I usually ask them a few follow-up questions like, 

What is your favorite part of your creation?” 

“What was the hardest part of this Lego challenge for you?”

“If you could have access to any Lego pieces you wanted, what would you do differently?”

Since each kid gets a different Lego challenge, and they’re not really competing with one another, they tend to be much kinder in their words about one another’s creation.

5 year old's Lego challenge creation
Case-in-point: as soon as my 8-year-old was reminded it wasn’t a competition, he pointed out all the cool things his little brother had added to the “Big Foot Cage” Challenge

 

Make the Lego Challenge a Competition

If you have siblings who are less prone to fist-fighting, you could have them compete against one another on the same challenge idea. This is especially true if your kids are a little older, where the age difference isn’t that big of a deal developmentally.

Having a Lego-building competition also works really well with a group of friends. Friends are far more likely to get along than siblings–that’s just how it is. The competition also makes a great activity for a play date or Lego-themed birthday party.

Make it a Team Build

Instead of having each kid choose a Lego challenge card, have the kids (however many) choose only one card. The kids can then work together to build the challenge item.
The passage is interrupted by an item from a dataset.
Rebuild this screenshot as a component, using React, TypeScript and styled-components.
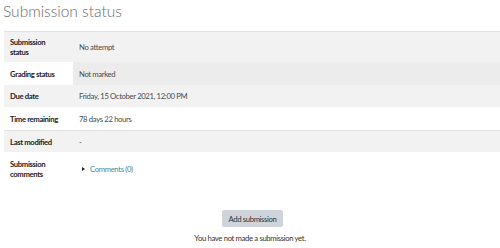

This is a really great way to encourage team work, communication, and planning.

It’s always fun for kids when Mom or Dad gets involved, so feel free to join in the fun every now and then. However, Lego challenges are also a great way to occupy your kids independently while you get something else done. (Amen and Hallelujah!)
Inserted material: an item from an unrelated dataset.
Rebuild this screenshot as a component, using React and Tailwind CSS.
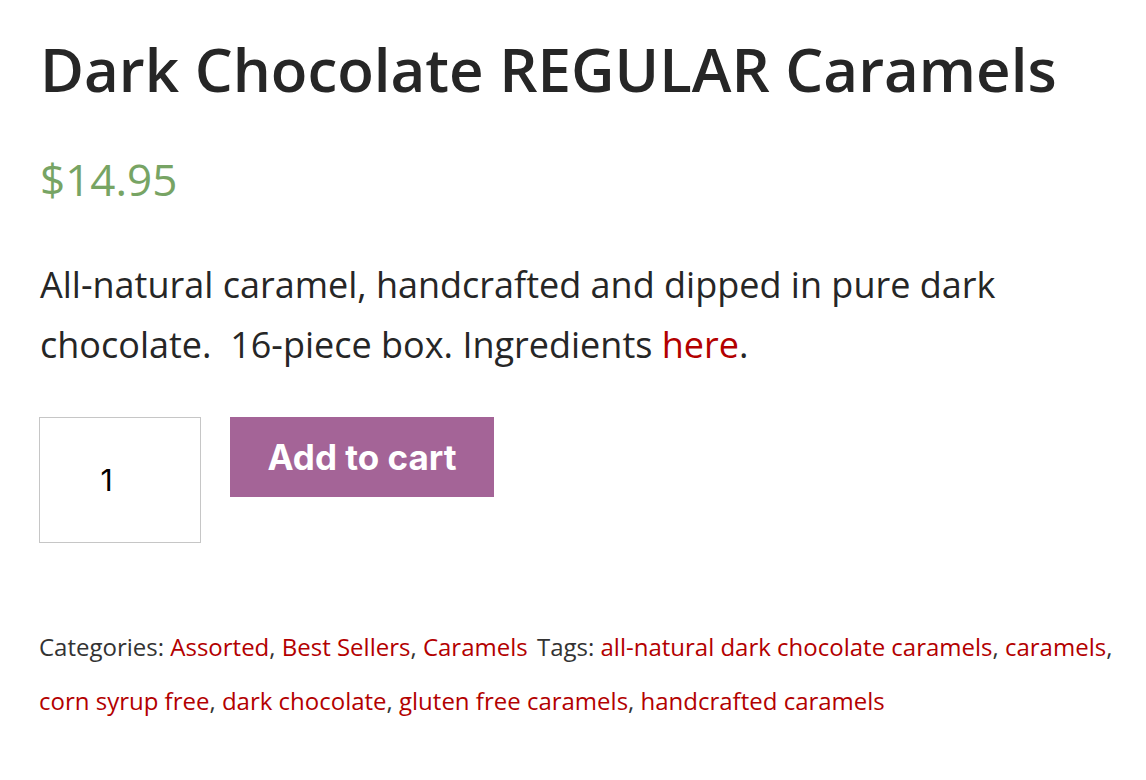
const cats = ['Assorted', 'Best Sellers', 'Caramels'];
const tags = [
  'all-natural dark chocolate caramels',
  'caramels',
  'corn syrup free',
  'dark chocolate',
  'gluten free caramels',
  'handcrafted caramels',
];

function LinkList({ items }) {
  return items.map((t, i) => (
    <span key={t}>
      <a href="#" className="text-[#b30000]">{t}</a>
      {i < items.length - 1 && ', '}
    </span>
  ));
}

export default function App() {
  return (
    <div className="min-h-screen bg-white pl-[40px] pr-[20px] pt-[30px] text-[#262626] font-['Open_Sans',sans-serif]">
      <h1 className="text-[60px] font-semibold leading-[1.3]">Dark Chocolate REGULAR Caramels</h1>
      <p className="mt-[43px] text-[44px] leading-[1.3] text-[#77a464]">$14.95</p>
      <p className="mt-[47px] text-[36px] leading-[60px] text-[#262626]">
        All-natural caramel, handcrafted and dipped in pure dark chocolate.&nbsp; 16-piece box. Ingredients{' '}
        <a href="#" className="text-[#b30000]">here</a>.
      </p>
      <form className="mt-[42px] flex items-start gap-[29px]">
        <input
          type="number"
          defaultValue="1"
          className="-ml-px h-[126px] w-[162px] border border-[#c6c6c6] pr-[12px] text-center text-[30px] text-black font-['Inter',sans-serif] outline-none [appearance:textfield]"
        />
        <button
          type="button"
          className="h-[80px] w-[264px] bg-[#a46497] text-[35px] font-bold text-white font-['Inter',sans-serif]"
        >
          Add to cart
        </button>
      </form>
      <div className="-ml-px mt-[77px] text-[24px] leading-[54px] text-[#333]">
        <span>Categories: <LinkList items={cats} /></span>{' '}
        <span className="ml-[3px]">Tags: <LinkList items={tags} /></span>
      </div>
    </div>
  );
}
Dad joining the Lego challenge for kids
My husband joining one of the Lego challenge rounds (and helping the toddler in his lap).

Get your printable copy of the Lego challenges for kids

Below is a low-resolution image of the one of the printable sheets. Of course, the version you’ll download will be full-sized and high-resolution.
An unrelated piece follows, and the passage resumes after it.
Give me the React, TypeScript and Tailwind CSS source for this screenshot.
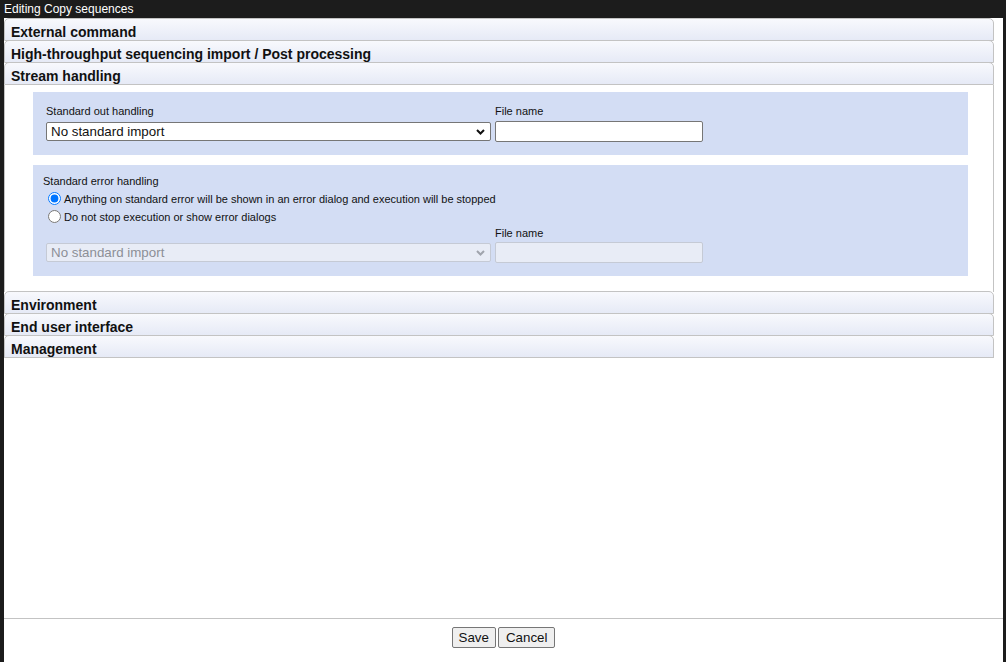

Lego Challenge Ideas Printable
The challenge ideas and questions are organized as mirror images, so you can place the two sheets back-to-back for easy laminating (if you so choose).

To get your printables, click the link below to be redirected to my shop page, where the system allows you to name your price. The suggested price is $2, but I don’t want cost to be an obstacle for anyone. For this reason, I’ve enabled the system to allow you to name your own price, including $0. Once you’ve completed your purchase (or “purchase”) the file will be emailed to you. This name-your-own-price feature is new for me, so please email me at [email protected] if you experience any difficulties.


Click here to get your printables from my shop!

I highly recommend laminating the Lego challenge cards.

{This post contains affiliate links. As an Amazon Associate, I may earn from qualifying purchases, at no additional cost to you. Please see my disclosure page for details.}

My kids really enjoyed the Lego challenge and spent way longer on their creations than I anticipated. The deck of challenge cards included in the resource library could be used over many days, but you will probably want to laminate them so they’ll last. If you don’t have a laminator, or you’re just not interested in laminating, you could use contact paper or packing tape as a make-shift laminator.

*If you’re in the market for a reasonably-priced laminator, I have this one and I love it because it’s incredibly simple. You just plug it in, put your paper in the plastic envelope, and send it through the laminator — done! I was able to order the laminator and laminating envelopes via Amazon Prime. (If you don’t have Prime, you can get a 30-day free trial here).

Apparently, it’s also quite durable because I made a mistake this time around, did something really stupid, and got two of my Lego challenge cards stuck inside it. I attacked the inside of it with a cake spatula for a full 15 minutes to get them out (success!) and the laminator STILL works!

I hope your kids enjoy these Lego challenge activities as much as mine did! Good luck and happy building!